Plant Physiol, April 2002, Vol. 128, pp. 1346-1358

Transgenic Expression in Arabidopsis of a Polyprotein Construct Leading to Production of Two Different Antimicrobial Proteins¹

Centre of Microbial and Plant Genetics, Katholieke Universiteit Leuven, Kasteelpark Arenberg 20, B-3001 Heverlee, Belgium (I.E.J.A.F., M.F.C.D.B., G.D., I.J.W.M.G., P.F.J.W., B.P.A.C., W.F.B.); Flanders Interuniversity Institute of Biotechnology, Rijvisschestraat 120, B-9052 Gent, Belgium (M.F.C.D.B., I.J.W.M.G., P.F.J.W., B.P.A.C.); Afdeling Vergelijkende Fysiologie en Morfologie Dieren, Katholieke Universiteit Leuven, Naamsestraat 59, B-3000 Leuven, Belgium (P.D.V.); Departement Microbiologie en Immunologie, Katholieke Universiteit Leuven, Minderbroedersstraat 10, B-3000 Leuven, Belgium (P.P.); and Institute for Animal Science and Health (ID-DLO), P.O. Box 65, Lelystad 8200 AB, The Netherlands (W.M.M.S.)
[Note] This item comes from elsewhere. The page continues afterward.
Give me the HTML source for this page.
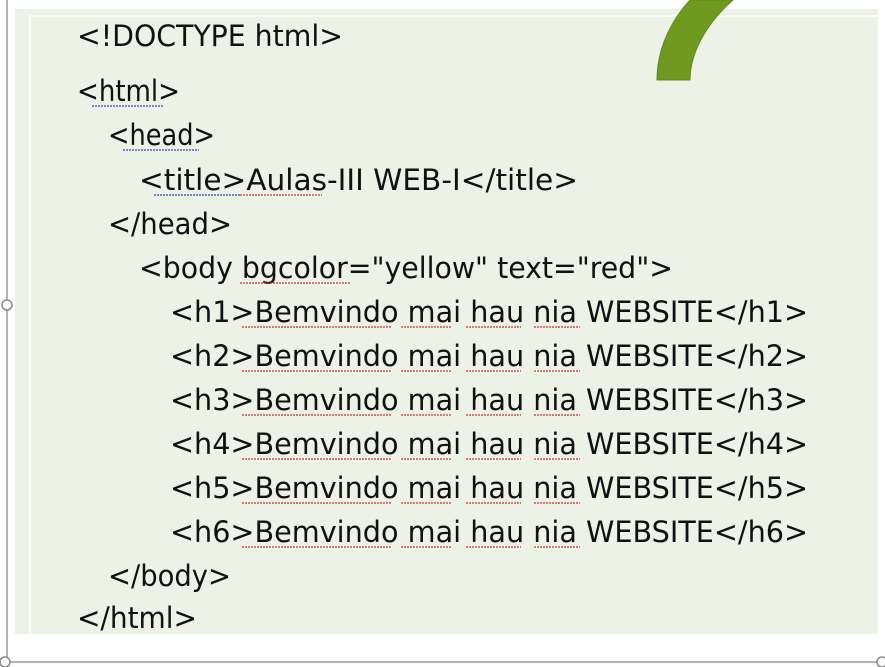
<!DOCTYPE html>
<html><head><style>
html,body{margin:0;padding:0;background:#fff;width:885px;height:667px;overflow:hidden}
</style></head><body>
<svg width="885" height="667" viewBox="0 0 885 667" xmlns="http://www.w3.org/2000/svg" style="position:absolute;left:0;top:0">
<rect x="15" y="9" width="863" height="625" fill="#edf2e6"/>
<line x1="30" y1="16" x2="878" y2="16" stroke="#fafcf7" stroke-width="2"/>
<line x1="30" y1="16" x2="30" y2="634" stroke="#fafcf7" stroke-width="2"/>
<path d="M657,80 C657,50 670,22 690,0 L733,0 C710,20 690,50 690,80 Z" fill="#6f9a1f" stroke="#5e8a18" stroke-width="1"/>
<line x1="7" y1="0" x2="7" y2="662" stroke="#9a9a9a" stroke-width="1.5"/>
<line x1="7" y1="662" x2="885" y2="662" stroke="#9a9a9a" stroke-width="1.5"/>
<circle cx="7" cy="305" r="5" fill="#fff" stroke="#8a8a8a" stroke-width="1.5"/>
<circle cx="5" cy="662" r="5" fill="#fff" stroke="#8a8a8a" stroke-width="1.5"/>
<circle cx="882" cy="662" r="5" fill="#fff" stroke="#8a8a8a" stroke-width="1.5"/>
<g font-family="DejaVu Sans Condensed, DejaVu Sans, sans-serif" font-size="29" fill="#111">
<text x="77" y="46" textLength="266" lengthAdjust="spacingAndGlyphs">&lt;!DOCTYPE html&gt;</text>
<text x="77" y="101" textLength="103" lengthAdjust="spacingAndGlyphs">&lt;html&gt;</text>
<text x="108" y="145" textLength="107" lengthAdjust="spacingAndGlyphs">&lt;head&gt;</text>
<text x="139" y="190" textLength="439" lengthAdjust="spacingAndGlyphs">&lt;title&gt;Aulas-III WEB-I&lt;/title&gt;</text>
<text x="108" y="234" textLength="124" lengthAdjust="spacingAndGlyphs">&lt;/head&gt;</text>
<text x="139" y="278" textLength="534" lengthAdjust="spacingAndGlyphs">&lt;body bgcolor="yellow" text="red"&gt;</text>
<text x="170" y="322" textLength="638" lengthAdjust="spacingAndGlyphs">&lt;h1&gt;Bemvindo mai hau nia WEBSITE&lt;/h1&gt;</text>
<text x="170" y="366" textLength="638" lengthAdjust="spacingAndGlyphs">&lt;h2&gt;Bemvindo mai hau nia WEBSITE&lt;/h2&gt;</text>
<text x="170" y="410" textLength="638" lengthAdjust="spacingAndGlyphs">&lt;h3&gt;Bemvindo mai hau nia WEBSITE&lt;/h3&gt;</text>
<text x="170" y="454" textLength="638" lengthAdjust="spacingAndGlyphs">&lt;h4&gt;Bemvindo mai hau nia WEBSITE&lt;/h4&gt;</text>
<text x="170" y="498" textLength="638" lengthAdjust="spacingAndGlyphs">&lt;h5&gt;Bemvindo mai hau nia WEBSITE&lt;/h5&gt;</text>
<text x="170" y="542" textLength="638" lengthAdjust="spacingAndGlyphs">&lt;h6&gt;Bemvindo mai hau nia WEBSITE&lt;/h6&gt;</text>
<text x="108" y="586" textLength="123" lengthAdjust="spacingAndGlyphs">&lt;/body&gt;</text>
<text x="77" y="628" textLength="120" lengthAdjust="spacingAndGlyphs">&lt;/html&gt;</text>
</g>
<g stroke-width="1.2" fill="none" stroke-dasharray="2 1">
<line x1="92" y1="106" x2="164" y2="106" stroke="#3344bb"/>
<line x1="123" y1="150" x2="199" y2="150" stroke="#3344bb"/>
<line x1="154" y1="195" x2="240" y2="195" stroke="#3344bb"/>
<line x1="240" y1="195" x2="322" y2="195" stroke="#d03030"/>
<line x1="240" y1="283" x2="350" y2="283" stroke="#d03030"/>
<g stroke="#d03030">
<line x1="242" y1="327" x2="392" y2="327"/><line x1="401" y1="327" x2="452" y2="327"/><line x1="466" y1="327" x2="521" y2="327"/><line x1="534" y1="327" x2="580" y2="327"/>
<line x1="242" y1="371" x2="392" y2="371"/><line x1="401" y1="371" x2="452" y2="371"/><line x1="466" y1="371" x2="521" y2="371"/><line x1="534" y1="371" x2="580" y2="371"/>
<line x1="242" y1="415" x2="392" y2="415"/><line x1="401" y1="415" x2="452" y2="415"/><line x1="466" y1="415" x2="521" y2="415"/><line x1="534" y1="415" x2="580" y2="415"/>
<line x1="242" y1="459" x2="392" y2="459"/><line x1="401" y1="459" x2="452" y2="459"/><line x1="466" y1="459" x2="521" y2="459"/><line x1="534" y1="459" x2="580" y2="459"/>
<line x1="242" y1="503" x2="392" y2="503"/><line x1="401" y1="503" x2="452" y2="503"/><line x1="466" y1="503" x2="521" y2="503"/><line x1="534" y1="503" x2="580" y2="503"/>
<line x1="242" y1="547" x2="392" y2="547"/><line x1="401" y1="547" x2="452" y2="547"/><line x1="466" y1="547" x2="521" y2="547"/><line x1="534" y1="547" x2="580" y2="547"/>
</g>
</g>
</svg>
</body></html>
We developed a method for expression in Arabidopsis of a transgene encoding a cleavable chimeric polyprotein. The polyprotein precursor consists of a leader peptide and two different antimicrobial proteins (AMPs), DmAMP1 originating from Dahlia merckii seeds and RsAFP2 originating from Raphanus sativus seeds, which are linked by an intervening sequence ("linker peptide") originating from a natural polyprotein occurring in seed of Impatiens balsamina. The chimeric polyprotein was found to be cleaved in transgenic Arabidopsis plants and the individual AMPs were secreted into the extracellular space. Both AMPs were found to exert antifungal activity in vitro. It is surprising that the amount of AMPs produced in plants transformed with some of the polyprotein transgene constructs was significantly higher compared with the amount in plants transformed with a transgene encoding a single AMP, indicating that the polyprotein expression strategy may be a way to boost expression levels of small proteins.